A fotografia de Joana Pimenta explora a aridez do cerrado, proporcionando uma experiência cinestésica. O expectador consegue sentir o calor, da mesma maneira que sente o cheiro da fumaça e a textura do óleo. Ainda assim a fotografia não tem aquele aspecto corrosivo. Pelo contrário, é hipnotizante a forma com que a luz e as sombras conseguem dar forma a silhueta dos rostos dos personagens. E a diretora também trabalha a imagem sem precisar explorar as marcas nos rostos dessas mulheres. Ainda que fique claro que a captura da imagem foi feita de forma improvisada, é impressionante como ela converte planos em obras de arte e aproveita a expressividade, de maneira individualizada, daquelas personagens do mundo real. Até em trechos mais naturalistas, como o de Andréia na igreja, é interessante observar as expressões nos rostos daquelas mulheres.

Andréia, na fotografia de Joana Pimenta / Foto: divulgação

Por falar em realidade, a fotografia também consegue moldar o mundo real como se este tratasse se uma distopia apocalíptica – não que o cenário político que estava se construindo não pudesse ser classificado dessa forma. Os planos com fumaça e óleo, as bombas de petróleo e as perseguições com moto ao carro tático remetem à Mad Max. E Chitara, principalmente, nada deve à Imperatriz Furiosa (Charlize Theron), em Mad Max: Estrada da Fúria. Vale lembrar que o nome da protagonista é o mesmo da personagem de Thundercats. Ao mesmo tempo, o cenário de conflito, a defesa do “forte” com armas também acrescenta um ar de faroeste moderno a Mato Seco em Chamas. A crítica perene ao momento político, a expectativa a uma invasão iminente e a presença de “lendas” locais também me fazem associar o filme a Bacurau, outro faroeste à brasileira.

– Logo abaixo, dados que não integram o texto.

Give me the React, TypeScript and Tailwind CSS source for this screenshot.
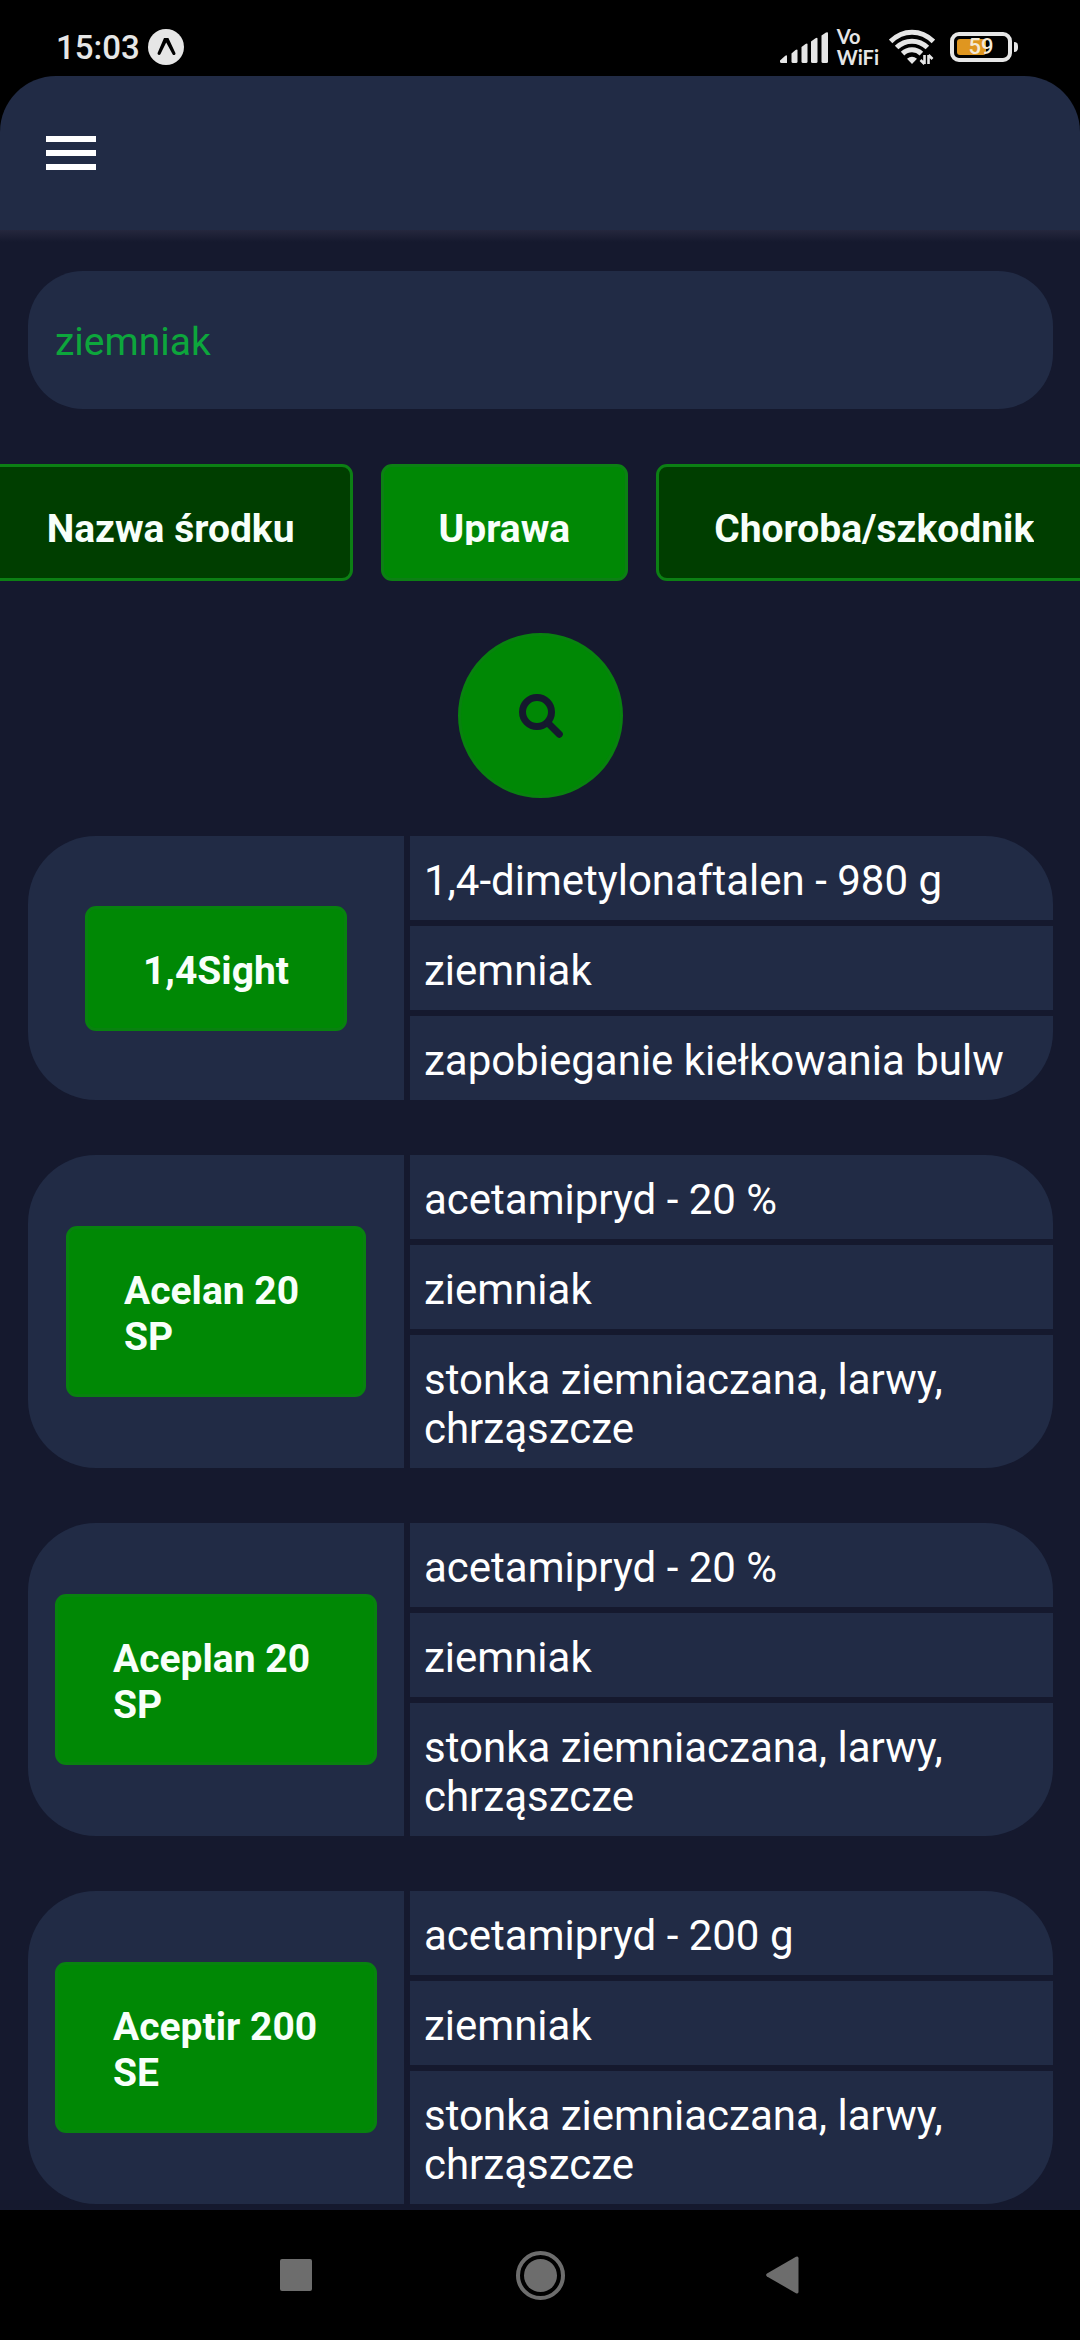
import { useState } from "react";

type Product = {
  name: string;
  substance: string;
  crop: string;
  target: string;
  buttonWidth: string;
};

const filters = ["Nazwa środku", "Uprawa", "Choroba/szkodnik"];

const products: Product[] = [
  {
    name: "1,4Sight",
    substance: "1,4-dimetylonaftalen - 980 g",
    crop: "ziemniak",
    target: "zapobieganie kiełkowania bulw",
    buttonWidth: "",
  },
  {
    name: "Acelan 20 SP",
    substance: "acetamipryd - 20 %",
    crop: "ziemniak",
    target: "stonka ziemniaczana, larwy, chrząszcze",
    buttonWidth: "w-[300px]",
  },
  {
    name: "Aceplan 20 SP",
    substance: "acetamipryd - 20 %",
    crop: "ziemniak",
    target: "stonka ziemniaczana, larwy, chrząszcze",
    buttonWidth: "w-[322px]",
  },
  {
    name: "Aceptir 200 SE",
    substance: "acetamipryd - 200 g",
    crop: "ziemniak",
    target: "stonka ziemniaczana, larwy, chrząszcze",
    buttonWidth: "w-[322px]",
  },
];

function ExpoIcon() {
  return (
    <svg width="36" height="36" viewBox="0 0 36 36" aria-hidden="true">
      <circle cx="18" cy="18" r="18" fill="#e6e6e6" />
      <path
        d="M16 9h4.400l7 15c.7 1.600-1.700 3-2.700 1.400L18.200 13.600 12.400 25.200c-1 1.700-3.600.4-2.700-1.400z"
        fill="#000"
      />
    </svg>
  );
}

function SignalIcon() {
  return (
    <svg width="48" height="31" viewBox="0 0 48 31" fill="#e6e6e6" aria-hidden="true">
      <path d="M0 28.500 5 24q2-1.500 2 .5V31H1.500Q0 31 0 29.500z" />
      <path d="M11.500 21.500 15.500 18q2-1.200 2 .5V29.500q0 1.500-1.500 1.500h-3q-1.500 0-1.500-1.500z" />
      <path d="M21.500 15 25.500 12q2-1.200 2 .5v17q0 1.500-1.500 1.500h-3q-1.500 0-1.500-1.500z" />
      <path d="M31 9.500 35.500 6.200q2-1.200 2 .5v22.800q0 1.500-1.500 1.500h-3.500Q31 31 31 29.500z" />
      <path d="M41.500 3.500 46 .6q2-1 2 .7v28.200q0 1.500-1.500 1.500H43q-1.500 0-1.500-1.500z" />
    </svg>
  );
}

function WifiIcon() {
  return (
    <svg width="46" height="36" viewBox="0 0 46 36" fill="none" aria-hidden="true">
      <g stroke="#e6e6e6" strokeWidth="5">
        <path d="M1.600 12.500Q11 3.300 23 3.300t21.400 9.200" />
        <path d="M7.600 18.600Q14 12.200 23 12.200t15.400 6.400" />
        <path d="M13.600 24.600Q17.500 20.800 23 20.800t9.400 3.800" />
      </g>
      <path d="M18 29.800Q23 25.500 28 29.800L23 35z" fill="#e6e6e6" />
      <path d="M35.500 26v9M39.500 35v-9M31.500 31l4 4M43.500 30l-4-4" stroke="#e6e6e6" strokeWidth="2.600" />
    </svg>
  );
}

function Battery() {
  return (
    <div className="flex items-center gap-0.5">
      <div className="relative flex h-[30px] w-[62px] items-center rounded-[9px] border-4 border-[#e6e6e6] p-[3px]">
        <div className="h-4 w-[29px] rounded-[3px] bg-[#df9620]" />
        <span className="absolute inset-0 flex items-center justify-center text-[22px] leading-none font-medium text-[#f4ead8]">
          59
        </span>
      </div>
      <div className="h-2.5 w-1 rounded-r-sm bg-[#e6e6e6]" />
    </div>
  );
}

function StatusBar() {
  return (
    <div className="flex h-[76px] items-start justify-between bg-black pr-[62px] pl-14 text-[#e6e6e6]">
      <div className="flex items-start gap-2 pt-[29px]">
        <span className="text-[33px] leading-[38px] font-medium">15:03</span>
        <ExpoIcon />
      </div>
      <div className="flex items-center pt-[26px]">
        <SignalIcon />
        <div className="ml-[9px] font-['Lato'] text-[20px] leading-[21px] font-bold">
          <div>Vo</div>
          <div>WiFi</div>
        </div>
        <div className="ml-2.5">
          <WifiIcon />
        </div>
        <div className="ml-[15px]">
          <Battery />
        </div>
      </div>
    </div>
  );
}

function Header() {
  return (
    <header className="bg-black">
      <div className="flex h-[154px] items-center rounded-t-[56px] bg-[#212b45] px-[46px]">
        <button type="button" aria-label="Menu" className="flex w-[50px] flex-col gap-2">
          <span className="h-1.5 bg-white" />
          <span className="h-1.5 bg-white" />
          <span className="h-1.5 bg-white" />
        </button>
      </div>
    </header>
  );
}

function ProductCard({ product }: { product: Product }) {
  return (
    <article className="flex gap-1.5 overflow-hidden rounded-[68px] text-[42px] leading-[49px] text-white">
      <div className="flex w-[376px] shrink-0 items-center justify-center bg-[#212b45]">
        <button
          type="button"
          className={`${product.buttonWidth} rounded-[11px] border-3 border-[#08820f] bg-[#008805] px-[55px] pt-[39px] pb-[34px] text-left text-[39px] leading-[46px] font-bold text-[#f8fffa]`}
        >
          {product.name}
        </button>
      </div>
      <div className="flex min-w-0 flex-1 flex-col gap-1.5">
        <p className="bg-[#212b45] px-3.5 pt-5 pb-[15px]">{product.substance}</p>
        <p className="bg-[#212b45] px-3.5 pt-5 pb-[15px]">{product.crop}</p>
        <p className="bg-[#212b45] px-3.5 pt-5 pb-[15px]">{product.target}</p>
      </div>
    </article>
  );
}

function NavBar() {
  return (
    <nav className="flex h-[130px] items-center justify-center bg-black">
      <button type="button" aria-label="Recent apps" className="flex w-[244px] justify-center">
        <span className="size-8 rounded-xs bg-[#6d6d6d]" />
      </button>
      <button type="button" aria-label="Home" className="flex w-[244px] justify-center">
        <span className="flex size-[49px] items-center justify-center rounded-full border-4 border-[#6d6d6d]">
          <span className="size-[33px] rounded-full bg-[#6d6d6d]" />
        </span>
      </button>
      <button type="button" aria-label="Back" className="flex w-[244px] justify-center">
        <svg width="36" height="38" viewBox="0 0 36 38" aria-hidden="true">
          <path d="M1 17.500 30 .8q2.500-1 2.500 1.500v33.400q0 2.500-2.500 1.500L1 20.500q-1.800-1.500 0-3z" fill="#6d6d6d" />
        </svg>
      </button>
    </nav>
  );
}

export default function App() {
  const [query, setQuery] = useState("ziemniak");
  const [active, setActive] = useState("Uprawa");

  return (
    <div className="flex min-h-screen flex-col overflow-hidden bg-[#15192e] font-['Roboto',sans-serif]">
      <StatusBar />
      <Header />
      <div className="h-3 bg-linear-to-b from-[#25273d] to-[#15192e]" />
      <main className="flex flex-1 flex-col pt-[29px] pr-[27px] pb-1.5 pl-7">
        <input
          type="text"
          aria-label="Szukaj"
          value={query}
          onChange={(event) => setQuery(event.target.value)}
          className="h-[138px] w-full rounded-[55px] bg-[#212b45] px-[27px] pt-1 text-[39px] text-[#0da63c] outline-none"
        />
        <div className="mt-[55px] flex justify-center gap-7">
          {filters.map((filter) => (
            <button
              key={filter}
              type="button"
              aria-pressed={filter === active}
              onClick={() => setActive(filter)}
              className={`shrink-0 rounded-[11px] border-3 border-[#0c8014] px-[55px] pt-[39px] pb-[33px] text-[39px] leading-[46px] font-bold text-[#f8fffa] ${
                filter === active ? "bg-[#008805]" : "bg-[#003e00]"
              }`}
            >
              <span className="block h-[39px] overflow-hidden whitespace-nowrap">{filter}</span>
            </button>
          ))}
        </div>
        <button
          type="button"
          aria-label="Wyszukaj"
          className="mt-[52px] flex size-[165px] items-center justify-center self-center rounded-full border-3 border-[#08820f] bg-[#008805]"
        >
          <svg width="44" height="44" viewBox="0 0 44 44" fill="none" stroke="#15192e" strokeWidth="7" aria-hidden="true">
            <circle cx="18" cy="18" r="14.500" />
            <path d="M29 29 40.300 40.300" strokeLinecap="round" />
          </svg>
        </button>
        <section aria-label="Wyniki" className="mt-[38px] flex flex-col gap-[55px]">
          {products.map((product) => (
            <ProductCard key={product.name} product={product} />
          ))}
        </section>
      </main>
      <NavBar />
    </div>
  );
}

Apesar de possuir esse caráter híbrido entre ficção e documentário, Mato Seco em Chamas não perde sua unidade. Mesmo quando a obra revela seus contratempos, no caso, o depoimento sobre a prisão de Léa, é aproveitado dentro da narrativa. O espectador não consegue se afastar da história, ainda que lhe seja revelado que esta não é mais uma ficção. Tudo se costura magistralmente dentro da narrativa. Os momentos de testemunho permitem uma maior reflexão e contemplação, principalmente onde o vazio de palavras é substituído pela verborragia de olhares. Ainda que algumas cenas se prolonguem um pouco além, as quase três horas de filme não são sentidas com pesar.

Mato Seco em Chamas foi exibido na Mostra Cinemundi, no 17 Festival Internacional de Cinema Cine BH.